One of the lasting legacies of colonialism is the assumption that families should conform to a kinship arrangement built on normative, nuclear, individuality-based models. An alternate understanding of familial aspiration is one cultivated across national borders and cultures and beyond the constraints of diasporas. This alternate understanding, which imagines a category of “trans-” families, relies on decolonial and queer intellectual thought to mobilize or transform power across borders.

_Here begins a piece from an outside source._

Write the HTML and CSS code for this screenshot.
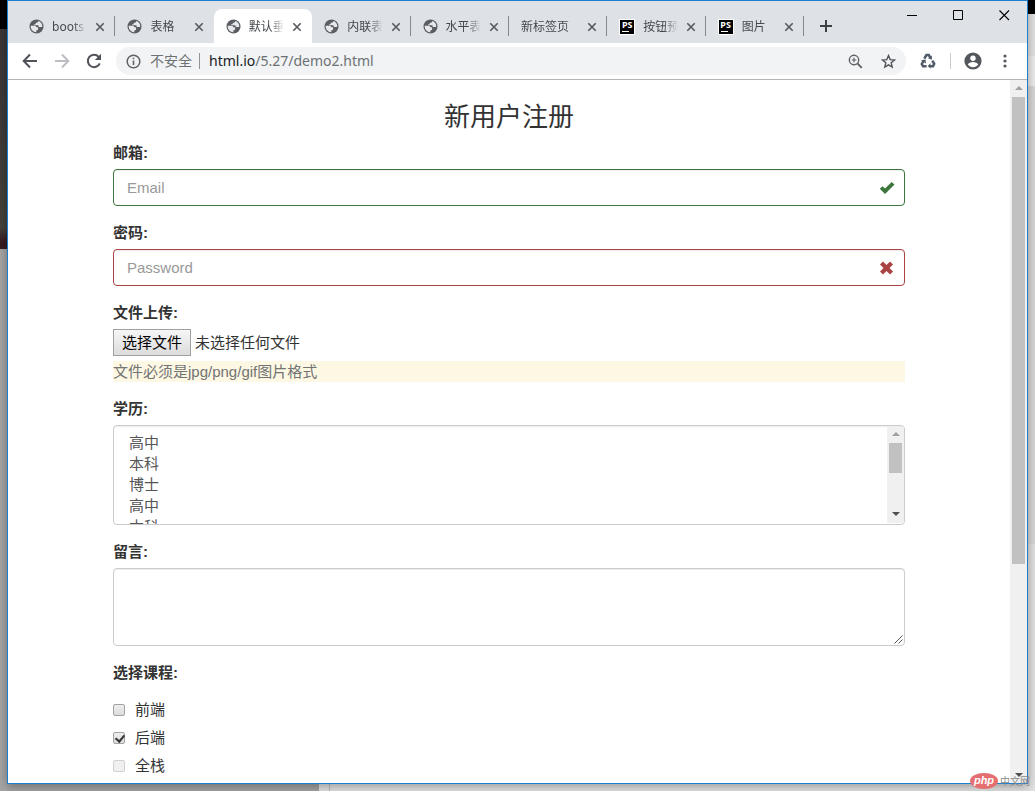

In Transforming Family Jocelyn Frelier examines a selection of novels penned by francophone authors in France, Morocco, and Algeria, including Azouz Begag, Nina Bouraoui, Fouad Laroui, Leïla Sebbar, Leïla Slimani, and Abdellah Taïa. Each novel contributes a unique argument about this alternate understanding of family, questioning how family relates to race, gender, class, embodiment, and intersectionality. Arguing that trans- families are always already queer, Frelier opens up new spaces of agency for both family units and individuals who seek representation and fulfilling futures.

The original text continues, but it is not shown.